Stopping snow and snowplow damage
When a parking lot is blanketed in two feet of snow, the primary goal of the property owner becomes clearing the travel lanes and parking spots; the protection of the trees and shrubs in it can be outranked and overlooked. In such a scenario, damage from snowplows or shovels is a high probability. This can be mitigated by placing some sort of protective structure around tree trunks.
McIntyre says a snow fence can be constructed out of a wood frame covered with chicken wire and burlap, similar to the rabbit protection structures his company utilizes. “A snow fence can protect valuable specimen plants from not only human error such as equipment damage, but also from snow sliding down on them from a roof,” he explains.
Protecting trees and plants from injury during snow and ice removal could be a good winter service offering for your company, particularly to commercial customers.
Correcting winter damage
Despite your best efforts, some plants may still emerge from the off-season with noticeable injuries.
Drooping, rolled or discolored leaves or needles that your client might interpret as cold damage could simply be signs of a plant’s natural defense mechanisms at work.
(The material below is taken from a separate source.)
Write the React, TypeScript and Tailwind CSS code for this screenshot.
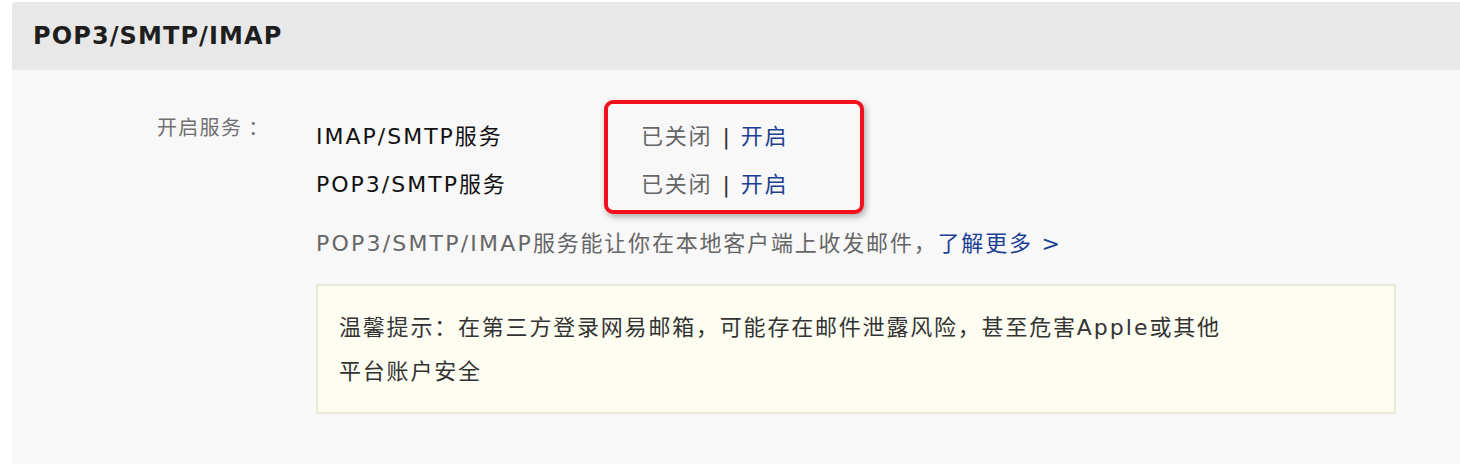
const LINK = "text-[#1c3f94] cursor-pointer";

// Latin runs render wider in the reference (Verdana), so give them a bit more tracking
function Latin({ children, wide = false }: { children: React.ReactNode; wide?: boolean }) {
  return <span className={wide ? "tracking-[2.2px]" : "tracking-[2px]"}>{children}</span>;
}

export default function App() {
  const services = ["IMAP/SMTP", "POP3/SMTP"];

  return (
    <div className="w-[1460px] h-[464px] bg-white pl-[12px] pt-[2px] overflow-hidden font-['DejaVu_Sans','Noto_Sans_CJK_SC',sans-serif]">
      <div className="h-full rounded-tl-[4px] overflow-hidden bg-[#f8f8f8]">
        {/* Header */}
        <div className="h-[68px] bg-[#e8e8e8] flex items-center pl-[21px]">
          <h2 className="text-[24px] font-bold tracking-[1.1px] text-[#1e1e1e]">POP3/SMTP/IMAP</h2>
        </div>

        {/* Body */}
        <div className="flex pt-[30px] tracking-[1.8px]">
          <div className="w-[304px] pl-[145px] pt-[13px] text-[20px] leading-[30px] tracking-[1.3px] text-[#707070]">
            开启服务<span className="ml-[6px]">：</span>
          </div>

          <div className="flex flex-col">
            <div className="flex">
              <div className="w-[288px] pt-[12px] flex flex-col">
                {services.map((s) => (
                  <div key={s} className="h-[48px] flex items-center text-[22px] text-[#111]">
                    <Latin>{s}</Latin>服务
                  </div>
                ))}
              </div>
              <div className="w-[260px] h-[114px] border-4 border-[#f2101c] rounded-[9px] shadow-[2px_3px_6px_rgba(0,0,0,0.3)] pl-[33px] pt-[8px]">
                {services.map((s) => (
                  <div key={s} className="h-[48px] flex items-center text-[22px] text-[#666]">
                    已关闭
                    <span className="ml-[10px] mr-[9px] text-[#333]">|</span>
                    <a className={LINK}>开启</a>
                  </div>
                ))}
              </div>
            </div>

            <p className="mt-[12px] h-[34px] flex items-center text-[22px] text-[#666]">
              <Latin wide>POP3/SMTP/IMAP</Latin>服务能让你在本地客户端上收发邮件，
              <a className={LINK}>了解更多 &gt;</a>
            </p>

            <div className="mt-[24px] w-[1080px] h-[130px] bg-[#fdfdf2] border-2 border-[#e9e9d6] pl-[21px] pt-[20px] text-[22px] leading-[44px] text-[#333]">
              温馨提示：在第三方登录网易邮箱，可能存在邮件泄露风险，甚至危害<Latin>Apple</Latin>或其他
              <br />
              平台账户安全
            </div>
          </div>
        </div>
      </div>
    </div>
  );
}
In that case, the plant will recover on its own. You may need to convey this information to your clients and put their minds at ease.
However, scorched leaves, dead twigs and broken limbs are cause for corrective actions such as end-of-winter pruning.
Fertilizing and watering winter-damaged plants can help them compensate for their January and February losses once spring arrives. Plants that have been pushed out of the ground by frost heave will need to be replanted as soon as the ground thaws.
Plants that have been weakened during the winter will be less equipped to survive a droughty summer. These plants should receive supplemental summer irrigation.
Winter plant care involves thinking ahead, selecting the appropriate plants for a given site and then taking steps to keep those plants hydrated and minimize injury to them above and below ground. What your clients see in their landscapes come spring should confirm that they’ve chosen the right company.